Some of the world’s most important feats of engineering come from natural formations.

Sand dunes are engineered to prevent erosion. Floodplains along rivers give them space to ebb and flow while protecting communities from flooding—and also filter out pollution and provide wildlife habitat.

Now, a new initiative between the U.S. Army Corps of Engineers and the University of Georgia, bolstered by a $2.5 million federal grant, will expand the work of the Army Corps’ Engineering With Nature program along with encouraging natural infrastructure in the public and private sectors. The grant will connect Engineering with Nature with UGA’s Institute for Resilient Infrastructure systems to form a new initiative: the Network for Engineering With Nature.

“We are delighted to be working closely with the Corps of Engineers’ world-class researchers. Together, we can take our research on natural infrastructure to the next level and inspire a new generation of engineers and scientists who will reshape the nation’s water resources infrastructure,” says Brian Bledsoe, a professor in UGA’s College of Engineering who specializes in resilient infrastructure and the project leader. The partnership will also involve experts from the Warnell School of Forestry and Natural Resources, the Odom School of Ecology, UGA’s River Basin Center and the Center for Integrative Conservation Research.

At Warnell, professor Nate Nibbelink and Rhett Jackson, graduate coordinator and the John Porter Stevens Distinguished Professor of Water Resources, are working directly with the project.
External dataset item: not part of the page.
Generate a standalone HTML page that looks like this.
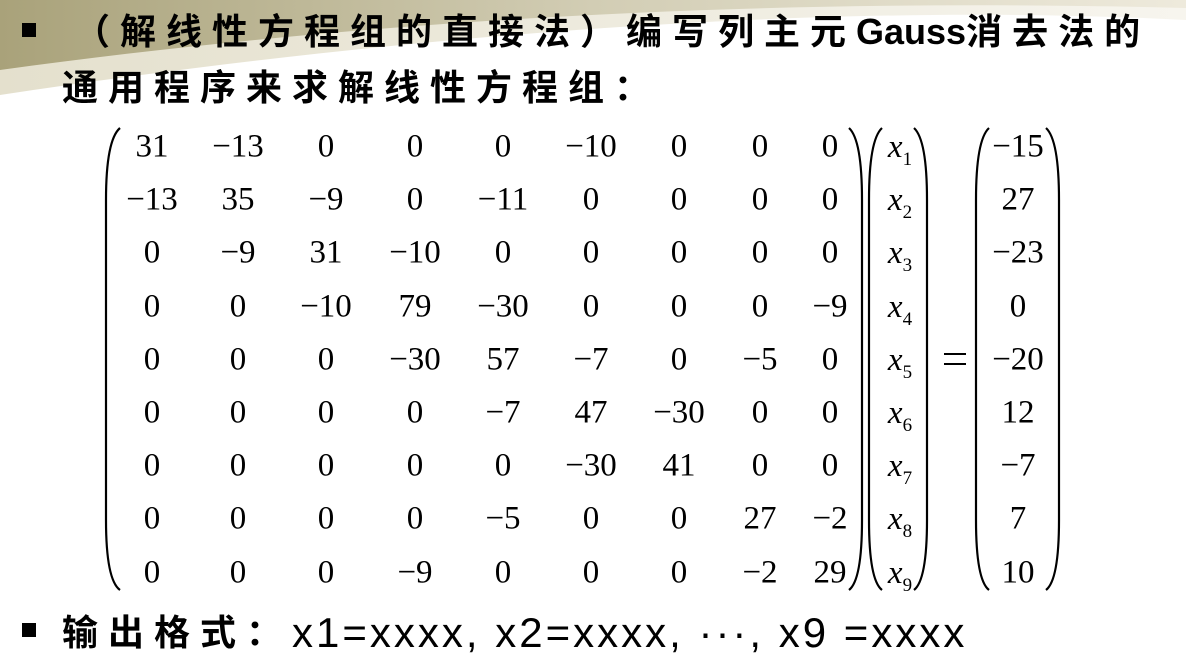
<!DOCTYPE html>
<html><head><meta charset="utf-8"><style>
body{margin:0;width:1186px;height:672px;overflow:hidden;background:#fff;position:relative;font-family:"Liberation Serif",serif}
.t{position:absolute;font-family:"Liberation Sans","Noto Sans CJK SC",sans-serif;font-weight:bold;font-size:36px;letter-spacing:10px;white-space:nowrap;color:#000;line-height:1}
.b{position:absolute;width:14px;height:14px;background:#000}
.n{position:absolute;font-size:33px;transform:translate(-50%,-50%);white-space:nowrap;line-height:1}
.x{position:absolute;font-size:33px;font-style:italic;transform:translate(-50%,-50%);line-height:1}
.x sub{font-style:normal;font-size:19px;vertical-align:-8px}
</style></head><body>
<svg width="1186" height="672" style="position:absolute;left:0;top:0">
<defs><linearGradient id="g" x1="0" x2="1" y1="0" y2="0"><stop offset="0" stop-color="#a9a27a"/><stop offset="0.5" stop-color="#d2cdb4"/><stop offset="1" stop-color="#eeeadc"/></linearGradient>
<linearGradient id="g2" x1="0" x2="1"><stop offset="0" stop-color="#e4e0cd"/><stop offset="1" stop-color="#f7f5ee"/></linearGradient></defs>
<path d="M0 0H1186V20C900 5 500 20 0 95Z" fill="url(#g2)"/>
<path d="M0 0H1186V8C800 -2 400 15 0 70Z" fill="url(#g)"/>
<g fill="none" stroke="#000" stroke-width="2.2">
<path d="M120 128Q106 140 106 200V520Q106 580 120 590"/>
<path d="M849 128Q862 140 862 200V520Q862 580 849 590"/>
<path d="M882 128Q869 140 869 200V520Q869 580 882 590"/>
<path d="M914 128Q927 140 927 200V520Q927 580 914 590"/>
<path d="M989 128Q976 140 976 200V520Q976 580 989 590"/>
<path d="M1046 128Q1059 140 1059 200V520Q1059 580 1046 590"/>
</g>
<g stroke="#000" stroke-width="2"><line x1="944" y1="354" x2="966" y2="354"/><line x1="944" y1="364" x2="966" y2="364"/></g>
</svg>
<div class="b" style="left:22px;top:23px"></div>
<div class="t" style="left:74px;top:14px">（解线性方程组的直接法）编写列主元<span style="letter-spacing:0">Gauss</span>消去法的</div>
<div class="t" style="left:62px;top:70px">通用程序来求解线性方程组：</div>
<div class="b" style="left:22px;top:623px"></div>
<div class="t" style="left:62px;top:612px">输出格式：<span style="font-weight:normal;letter-spacing:3px;font-size:42px;vertical-align:-2px">x1=xxxx, x2=xxxx, ···, x9 =xxxx</span></div>
<div id="m"></div>
<script>
var M=[[31,-13,0,0,0,-10,0,0,0],[-13,35,-9,0,-11,0,0,0,0],[0,-9,31,-10,0,0,0,0,0],[0,0,-10,79,-30,0,0,0,-9],[0,0,0,-30,57,-7,0,-5,0],[0,0,0,0,-7,47,-30,0,0],[0,0,0,0,0,-30,41,0,0],[0,0,0,0,-5,0,0,27,-2],[0,0,0,-9,0,0,0,-2,29]];
var C=[152,238,326,415,503,591,679,760,830],R=[-15,27,-23,0,-20,12,-7,7,10],h="";
for(var i=0;i<9;i++){var y=147+i*53.2;
for(var j=0;j<9;j++)h+='<div class="n" style="left:'+C[j]+'px;top:'+y+'px">'+String(M[i][j]).replace('-','\u2212')+'</div>';
h+='<div class="x" style="left:900px;top:'+(y+3)+'px">x<sub>'+(i+1)+'</sub></div>';
h+='<div class="n" style="left:1018px;top:'+y+'px">'+String(R[i]).replace('-','\u2212')+'</div>';}
document.getElementById('m').innerHTML=h;
</script>
</body></html>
In total, 16 UGA researchers across 10 different colleges and departments will apply their expertise to the new Network for Engineering with Nature and its mission. The Corps’ Engineering with Nature initiative was originally developed to efficiently and sustainably deliver economic, environmental and social benefits through the use of natural infrastructure. By using a combination of natural and conventional processes and materials, natural infrastructure can protect people, homes and habitats.

In an ambitious set of pilot projects, the researchers will improve methods for using natural infrastructure to strengthen community resilience, create models and dashboards that allow designers to map out how natural infrastructure can provide more benefits to society, and inspire a new generation of engineers, ecologists and social scientists to use natural infrastructure through education and workforce development.